> _What you need to do_:
Show all lines that include the string "Tailwind"; copy each one.

> _Provided data_:
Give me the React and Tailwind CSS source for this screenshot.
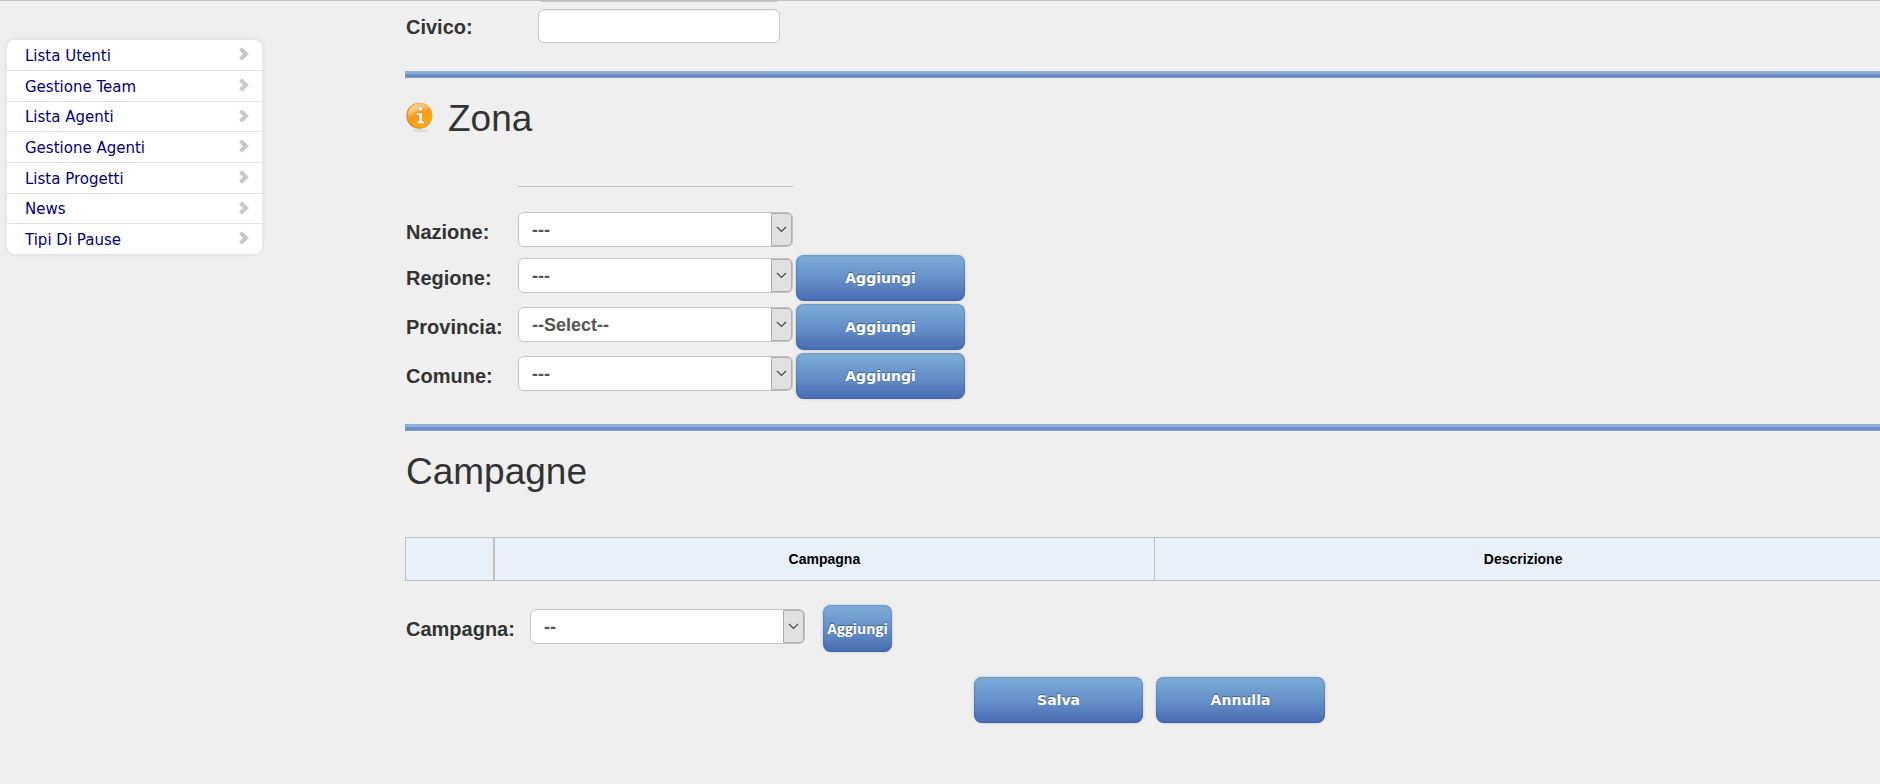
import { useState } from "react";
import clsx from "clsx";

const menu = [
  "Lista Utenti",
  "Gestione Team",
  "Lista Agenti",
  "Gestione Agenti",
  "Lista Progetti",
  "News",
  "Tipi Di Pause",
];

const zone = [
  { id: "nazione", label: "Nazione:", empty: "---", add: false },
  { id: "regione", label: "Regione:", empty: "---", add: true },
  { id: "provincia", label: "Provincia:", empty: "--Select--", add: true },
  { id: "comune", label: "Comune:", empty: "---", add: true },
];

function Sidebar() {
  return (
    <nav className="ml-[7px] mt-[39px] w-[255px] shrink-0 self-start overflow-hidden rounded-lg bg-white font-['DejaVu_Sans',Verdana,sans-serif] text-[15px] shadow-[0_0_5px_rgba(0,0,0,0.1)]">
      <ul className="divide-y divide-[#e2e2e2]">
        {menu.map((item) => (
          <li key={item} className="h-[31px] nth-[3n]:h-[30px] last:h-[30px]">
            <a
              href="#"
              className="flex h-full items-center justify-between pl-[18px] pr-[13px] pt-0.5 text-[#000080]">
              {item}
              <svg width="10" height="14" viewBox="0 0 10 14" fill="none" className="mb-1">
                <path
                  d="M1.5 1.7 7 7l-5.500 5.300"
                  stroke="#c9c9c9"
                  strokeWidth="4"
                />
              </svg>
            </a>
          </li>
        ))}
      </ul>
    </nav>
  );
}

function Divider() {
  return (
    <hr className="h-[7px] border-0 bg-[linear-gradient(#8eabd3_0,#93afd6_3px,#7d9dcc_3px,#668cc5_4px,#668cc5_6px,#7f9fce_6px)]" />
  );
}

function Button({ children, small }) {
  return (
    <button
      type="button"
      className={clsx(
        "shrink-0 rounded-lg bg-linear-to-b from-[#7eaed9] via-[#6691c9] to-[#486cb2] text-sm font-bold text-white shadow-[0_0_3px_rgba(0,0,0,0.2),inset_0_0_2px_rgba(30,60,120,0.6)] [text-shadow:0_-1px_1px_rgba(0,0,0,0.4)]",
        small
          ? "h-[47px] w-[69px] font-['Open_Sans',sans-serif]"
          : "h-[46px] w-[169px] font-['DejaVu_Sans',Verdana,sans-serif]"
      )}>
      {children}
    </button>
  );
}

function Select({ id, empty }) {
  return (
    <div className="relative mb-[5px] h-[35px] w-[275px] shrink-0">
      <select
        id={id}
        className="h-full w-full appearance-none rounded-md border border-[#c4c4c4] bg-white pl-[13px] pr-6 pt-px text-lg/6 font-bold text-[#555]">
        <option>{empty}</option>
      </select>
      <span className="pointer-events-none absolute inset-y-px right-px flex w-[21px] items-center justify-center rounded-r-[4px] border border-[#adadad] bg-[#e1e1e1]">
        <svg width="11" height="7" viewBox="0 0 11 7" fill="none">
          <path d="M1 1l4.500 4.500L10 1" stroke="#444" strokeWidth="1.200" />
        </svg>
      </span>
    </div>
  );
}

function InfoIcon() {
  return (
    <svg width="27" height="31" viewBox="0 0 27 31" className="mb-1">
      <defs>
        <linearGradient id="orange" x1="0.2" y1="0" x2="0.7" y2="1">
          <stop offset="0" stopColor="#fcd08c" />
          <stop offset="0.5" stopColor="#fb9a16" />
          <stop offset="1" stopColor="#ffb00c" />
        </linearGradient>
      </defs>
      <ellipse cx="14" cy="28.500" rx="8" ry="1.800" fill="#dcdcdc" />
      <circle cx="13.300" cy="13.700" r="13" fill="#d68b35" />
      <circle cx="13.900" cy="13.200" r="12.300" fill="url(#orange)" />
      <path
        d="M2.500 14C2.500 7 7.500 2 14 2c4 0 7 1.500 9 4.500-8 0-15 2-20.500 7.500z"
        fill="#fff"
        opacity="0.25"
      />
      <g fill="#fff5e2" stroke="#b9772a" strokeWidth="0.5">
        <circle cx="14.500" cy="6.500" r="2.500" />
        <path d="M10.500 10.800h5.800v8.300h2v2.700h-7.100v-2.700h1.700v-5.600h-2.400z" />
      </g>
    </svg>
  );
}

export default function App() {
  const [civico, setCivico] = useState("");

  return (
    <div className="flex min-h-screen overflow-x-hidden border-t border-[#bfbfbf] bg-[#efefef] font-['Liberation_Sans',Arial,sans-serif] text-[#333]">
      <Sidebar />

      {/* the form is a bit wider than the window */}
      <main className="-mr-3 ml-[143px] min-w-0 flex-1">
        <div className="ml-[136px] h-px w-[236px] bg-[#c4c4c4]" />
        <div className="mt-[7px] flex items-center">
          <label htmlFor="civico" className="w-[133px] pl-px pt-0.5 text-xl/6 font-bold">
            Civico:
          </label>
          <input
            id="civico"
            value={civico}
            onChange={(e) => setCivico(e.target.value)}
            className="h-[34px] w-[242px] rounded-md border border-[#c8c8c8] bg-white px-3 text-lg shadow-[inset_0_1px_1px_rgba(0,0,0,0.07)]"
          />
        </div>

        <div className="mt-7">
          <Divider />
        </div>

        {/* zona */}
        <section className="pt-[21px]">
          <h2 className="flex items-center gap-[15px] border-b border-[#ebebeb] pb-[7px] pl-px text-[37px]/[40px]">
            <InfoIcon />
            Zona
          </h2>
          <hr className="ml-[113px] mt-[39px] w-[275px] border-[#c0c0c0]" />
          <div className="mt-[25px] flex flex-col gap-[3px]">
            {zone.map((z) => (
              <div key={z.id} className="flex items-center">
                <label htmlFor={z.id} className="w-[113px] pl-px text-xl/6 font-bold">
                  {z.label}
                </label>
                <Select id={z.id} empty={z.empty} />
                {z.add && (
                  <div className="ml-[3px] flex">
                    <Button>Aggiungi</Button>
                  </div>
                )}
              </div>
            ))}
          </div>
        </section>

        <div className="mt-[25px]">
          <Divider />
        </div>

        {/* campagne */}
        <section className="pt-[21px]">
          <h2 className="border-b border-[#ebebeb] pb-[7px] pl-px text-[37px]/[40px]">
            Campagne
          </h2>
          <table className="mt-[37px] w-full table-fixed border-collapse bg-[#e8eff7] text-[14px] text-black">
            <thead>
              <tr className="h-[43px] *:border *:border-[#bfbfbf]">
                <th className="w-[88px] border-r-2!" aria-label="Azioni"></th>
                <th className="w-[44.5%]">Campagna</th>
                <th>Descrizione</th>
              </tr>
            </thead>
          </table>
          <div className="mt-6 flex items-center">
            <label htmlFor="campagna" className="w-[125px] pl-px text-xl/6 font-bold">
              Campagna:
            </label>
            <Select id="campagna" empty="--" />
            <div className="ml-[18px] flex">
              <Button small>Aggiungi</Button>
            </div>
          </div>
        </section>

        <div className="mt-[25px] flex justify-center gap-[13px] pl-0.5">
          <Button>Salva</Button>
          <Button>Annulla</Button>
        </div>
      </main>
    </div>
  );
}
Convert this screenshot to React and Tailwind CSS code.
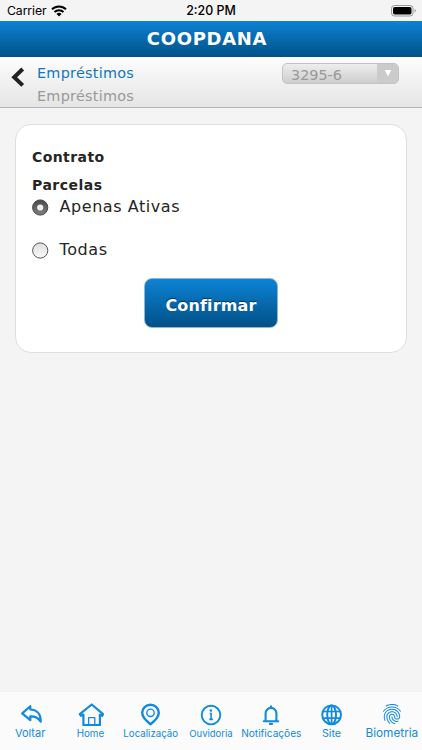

> _Finished task_:
Give me the React and Tailwind CSS source for this screenshot.
Convert this screenshot to React and Tailwind CSS code.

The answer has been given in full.